Durante a época em que viveu na África, manteve um relacionamento com o caçador inglês Denys Finch-Hatton, que logo a pós a venda da fazenda morreu em um acidente de avião. Ela então retornou à Dinamarca e passou a se dedicar à literatura, usando o pseudônimo de Isac Dinesen. Em 1962 ela morreu aos 77 anos, fragilizada pela doença. A Fazenda Africana tornou-se seu livro mais famoso depois de ter sido adaptado para o cinema por Pollack em 1985, estrelado por Meryl Streep e Robert Redford. Também de sua autoria é o conto em que foi baseado o filme “A Festa de Babette”, dirigido por Gabriel Axel.

A Fazenda Africana

Nesse livro maravilhoso, Karen conta sua vida na África e como ela se encontrou nessa terra, que na época ainda estava quase que completamente selvagem. “Aqui estou onde devia estar”. Karen aprendeu muito sobre os povos nativos e passou a amá-los e respeitá-los.

Os personagens são descritos com tanta sensibilidade, que é possível imaginar a tristeza e a saudade que ela deveria sentir. No fim de sua jornada no continente, ela ainda conseguiu que o governo cedesse aos seus colonos uma faixa de terra nas proximidades da fazenda, argumentando:

Quando lhes retiramos aquelas coisas que estão acostumados a ver, e esperam continuar vendo, é como se, de certo modo, lhes retirássemos os próprios olhos.

Por essa e por outras, Karen se tornou uma das minhas heroínas. Uma mulher que toca uma fazenda sozinha, no meio da África, no início do século passado, que tem um casamento fracassado, que convive com a sífilis, que perde toda sua fortuna, que tem o amor da sua vida morto num acidente, mas que ainda assim se torna uma das maiores escritoras do modernismo. Karen, quando crescer quero ser como você.

Uma metáfora que ela gostava de contar:

Se, ao plantar um pé de café, você vergar a raiz-mestra, esta planta começará, depois de um breve intervalo, a mostrar uma multiplicidade de pequenas e delicadas raízes, quase aflorando à superfície. Esta planta não será produtiva, nem carregará frutos, mas florescerá mais ricamente que as outras.

Estas delicadas raízes são os sonhos da planta. À medida que elas se espraiam, a planta não mais precisa pensar em sua vergada raiz-mestra. Mantém-se viva graças a elas, mas só um pouco, não por muito tempo. Se se preferir, pode-se também dizer que a planta morre por causa delas. Pois em verdade, o sonho é a maneira de pessoas bem-educadas cometerem suicídio.

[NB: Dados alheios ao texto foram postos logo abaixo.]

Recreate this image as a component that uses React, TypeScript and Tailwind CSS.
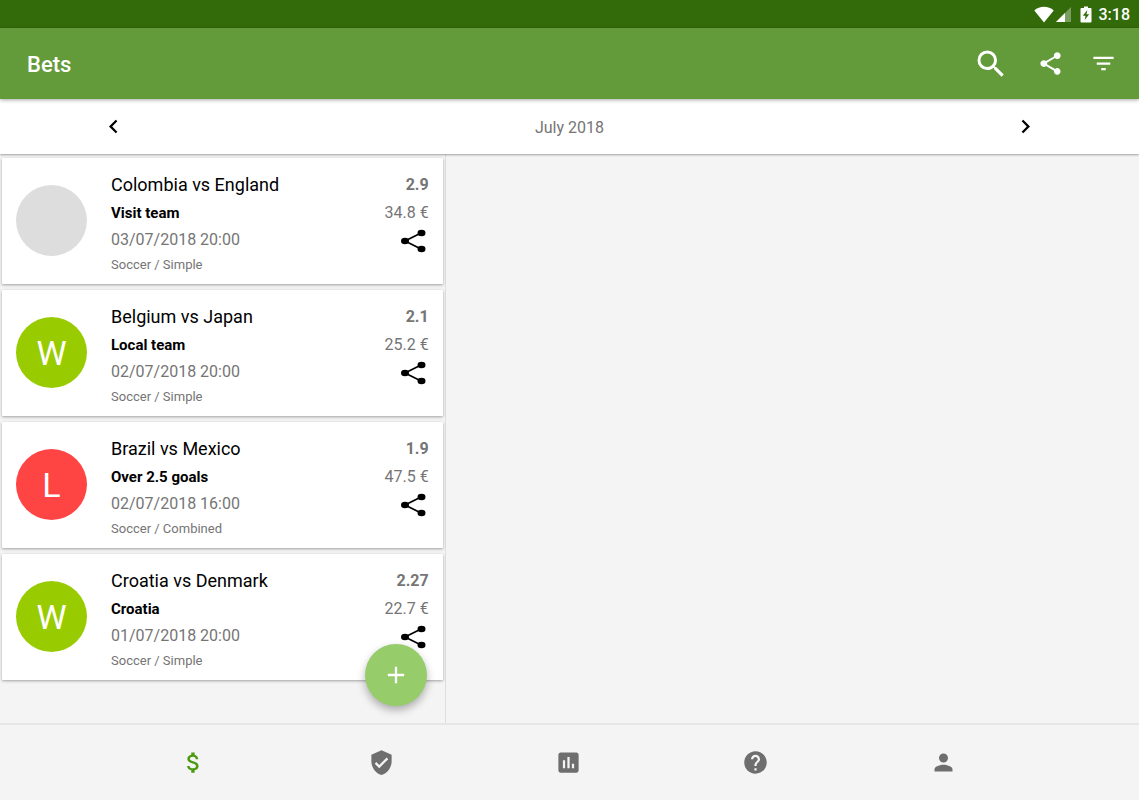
import { useState } from "react";
import {
  MdAdd,
  MdAssessment,
  MdAttachMoney,
  MdChevronLeft,
  MdChevronRight,
  MdFilterList,
  MdHelp,
  MdPerson,
  MdSearch,
  MdShare,
  MdVerifiedUser,
} from "react-icons/md";

type BetResult = "pending" | "won" | "lost";

interface Bet {
  id: number;
  match: string;
  pick: string;
  date: string;
  kind: string;
  odds: string;
  stake: string;
  result: BetResult;
}

const bets: Bet[] = [
  {
    id: 1,
    match: "Colombia vs England",
    pick: "Visit team",
    date: "03/07/2018 20:00",
    kind: "Soccer / Simple",
    odds: "2.9",
    stake: "34.8 €",
    result: "pending",
  },
  {
    id: 2,
    match: "Belgium vs Japan",
    pick: "Local team",
    date: "02/07/2018 20:00",
    kind: "Soccer / Simple",
    odds: "2.1",
    stake: "25.2 €",
    result: "won",
  },
  {
    id: 3,
    match: "Brazil vs Mexico",
    pick: "Over 2.5 goals",
    date: "02/07/2018 16:00",
    kind: "Soccer / Combined",
    odds: "1.9",
    stake: "47.5 €",
    result: "lost",
  },
  {
    id: 4,
    match: "Croatia vs Denmark",
    pick: "Croatia",
    date: "01/07/2018 20:00",
    kind: "Soccer / Simple",
    odds: "2.27",
    stake: "22.7 €",
    result: "won",
  },
];

const badges = {
  pending: { letter: "", color: "bg-[#dddddd]" },
  won: { letter: "W", color: "bg-[#99cc00]" },
  lost: { letter: "L", color: "bg-[#ff4444]" },
};

const tabs = [
  { name: "Bets", Icon: MdAttachMoney },
  { name: "Bookmakers", Icon: MdVerifiedUser },
  { name: "Statistics", Icon: MdAssessment },
  { name: "Help", Icon: MdHelp },
  { name: "Profile", Icon: MdPerson },
];

const StatusBar = () => (
  <div className="flex h-7 items-center justify-end bg-[#336b0a] pr-[9px] text-white">
    <svg width="20" height="17" viewBox="0 0 20 17" fill="currentColor">
      <path d="M10 16.5 0.3 4.4C3 2 6.300 0.800 10 0.800s7 1.200 9.700 3.600z" />
    </svg>
    <svg className="ml-px" width="17" height="17" viewBox="0 0 17 17" fill="currentColor">
      <path d="M16 1v15H1z" opacity="0.35" />
      <path d="M10 7v9H1z" />
    </svg>
    <svg className="ml-2" width="12" height="17" viewBox="0 0 12 17">
      <path
        d="M4 0.500h4V2h2.500q1 0 1 1v12.500q0 1-1 1h-9q-1 0-1-1V3q0-1 1-1H4z"
        fill="currentColor"
      />
      <path d="M7.300 4 2.800 9.700h2.700L4.700 14l4.500-5.700H6.500z" fill="#336b0a" />
    </svg>
    <span className="ml-[7px] pt-px text-base font-medium">3:18</span>
  </div>
);

const CardShareIcon = () => (
  <svg width="26" height="24" viewBox="0 0 26 24">
    <path d="M21 4 5 12l16 8" fill="none" stroke="black" strokeWidth="1.700" />
    <ellipse cx="5" cy="12" rx="4" ry="3.300" />
    <ellipse cx="21.500" cy="4" rx="4" ry="3.300" />
    <ellipse cx="21.500" cy="20" rx="4" ry="3.300" />
  </svg>
);

const BetCard = ({ bet }: { bet: Bet }) => {
  const badge = badges[bet.result];

  return (
    <li className="flex rounded-[1px] bg-white pt-[13px] pr-[14px] pb-[7px] pl-[14px] shadow-[0_1px_3px_rgba(0,0,0,0.35)]">
      <div
        className={`mt-[14px] flex size-[71px] shrink-0 items-center justify-center rounded-full pt-0.5 text-[34px] text-white ${badge.color}`}
      >
        {badge.letter}
      </div>
      <div className="ml-6 min-w-0 flex-1">
        <h2 className="text-lg leading-7 text-black">{bet.match}</h2>
        <p className="text-[15px] leading-7 font-bold text-black">{bet.pick}</p>
        <p className="text-base leading-[26px] text-[#757575]">{bet.date}</p>
        <p className="text-[13px] leading-6 text-[#757575]">{bet.kind}</p>
      </div>
      <div className="flex flex-col items-end text-base leading-7 text-[#757575]">
        <span className="font-bold">{bet.odds}</span>
        <span>{bet.stake}</span>
        <button type="button" aria-label={`Share ${bet.match}`} className="mr-[3px] flex h-7 items-center">
          <CardShareIcon />
        </button>
      </div>
    </li>
  );
};

export default function App() {
  const [tab, setTab] = useState("Bets");

  return (
    <div className="flex min-h-screen flex-col bg-[#f4f4f4] font-['Roboto',sans-serif]">
      <StatusBar />
      <header className="z-20 flex h-[71px] items-center bg-[#639b3a] pr-[22px] pl-[27px] text-white shadow-[0_1px_4px_rgba(0,0,0,0.35)]">
        <h1 className="flex-1 pt-0.5 text-[22px] font-medium">Bets</h1>
        <button type="button" aria-label="Search" className="mr-7">
          <MdSearch size={36} />
        </button>
        <button type="button" aria-label="Share" className="mr-[26px]">
          <MdShare size={27} />
        </button>
        <button type="button" aria-label="Filter">
          <MdFilterList size={27} />
        </button>
      </header>

      <div className="z-10 flex h-[55px] items-center justify-between bg-white px-[100px] shadow-[0_1px_2px_rgba(0,0,0,0.35)]">
        <button type="button" aria-label="Previous month">
          <MdChevronLeft size={27} />
        </button>
        <span className="pt-0.5 text-base text-[#757575]">July 2018</span>
        <button type="button" aria-label="Next month">
          <MdChevronRight size={27} />
        </button>
      </div>

      <main className="grid flex-1 grid-cols-[9fr_14fr]">
        <section className="relative border-r border-[#dedede] pt-1 pr-0.5 pl-0.5">
          <ul className="flex flex-col gap-1.5">
            {bets.map((bet) => (
              <BetCard key={bet.id} bet={bet} />
            ))}
          </ul>
          <button
            type="button"
            aria-label="Add bet"
            className="absolute right-[18px] bottom-[17px] flex size-[62px] items-center justify-center rounded-full bg-[#96cc6a] text-white shadow-[0_4px_8px_rgba(0,0,0,0.3)]"
          >
            <MdAdd size={28} />
          </button>
        </section>
        <section aria-label="Bet details" />
      </main>

      <nav className="flex h-[77px] border-t-2 border-[#e6e6e6] pr-[102px] pl-[100px]">
        {tabs.map(({ name, Icon }) => (
          <button
            key={name}
            type="button"
            aria-label={name}
            onClick={() => setTab(name)}
            className={`flex flex-1 items-center justify-center ${
              tab === name ? "text-[#4a9a10]" : "text-[#6e6e6e]"
            }`}
          >
            <Icon size={27} />
          </button>
        ))}
      </nav>
    </div>
  );
}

E um trecho do conto Os caminhos em torno de Pisa, de Sete Narrativas Góticas, em que dois personagens, um homem e uma mulher conversam sobre o relacionamento entre os sexos:

-Ora, Deus – continuou ela -, ao criar Adão e Eva – e aqui também ela os fitou através do salão – , dispôs as coisas de tal modo que o homem tenha, nessas questões, o papel de um convidado, enquanto à mulher cabe o de anfitriã. Por isso, o homem encara com ligeireza o amor, pois neste não estão envolvidas a honra e a dignidade de sua casa. E também é possível, evidentemente, que sejamos convidados de muita gente para a qual jamais gostaríamos de ser anfitriões. Agora, diga-me uma coisa, conde: o que quer um convidado?

– Creio – disse afinal Augustus, após examinar a questão com cuidado – que, como convém neste caso, se deixarmos de lado o convidado grosseiro, que espera ser regalado, se empanturra e vai embora, o que um convidado quer antes de tudo é ser entretido, de modo que possa escapar à monotonia e às preocupações corriqueiras. Além disso, um convidado decente quer brilhar, se expandir e imprimir sua própria personalidade ao ambiente. Por último, talvez ele queira encontrar uma justificativa para sua existência. Mas como a senhorita colocou a questão de modo tão encantador, responda-me agora, por favor: e a anfitriã, o que ela quer?

– A anfitriã – disse a jovem – quer, acima de tudo, o agradecimento de seus convidados.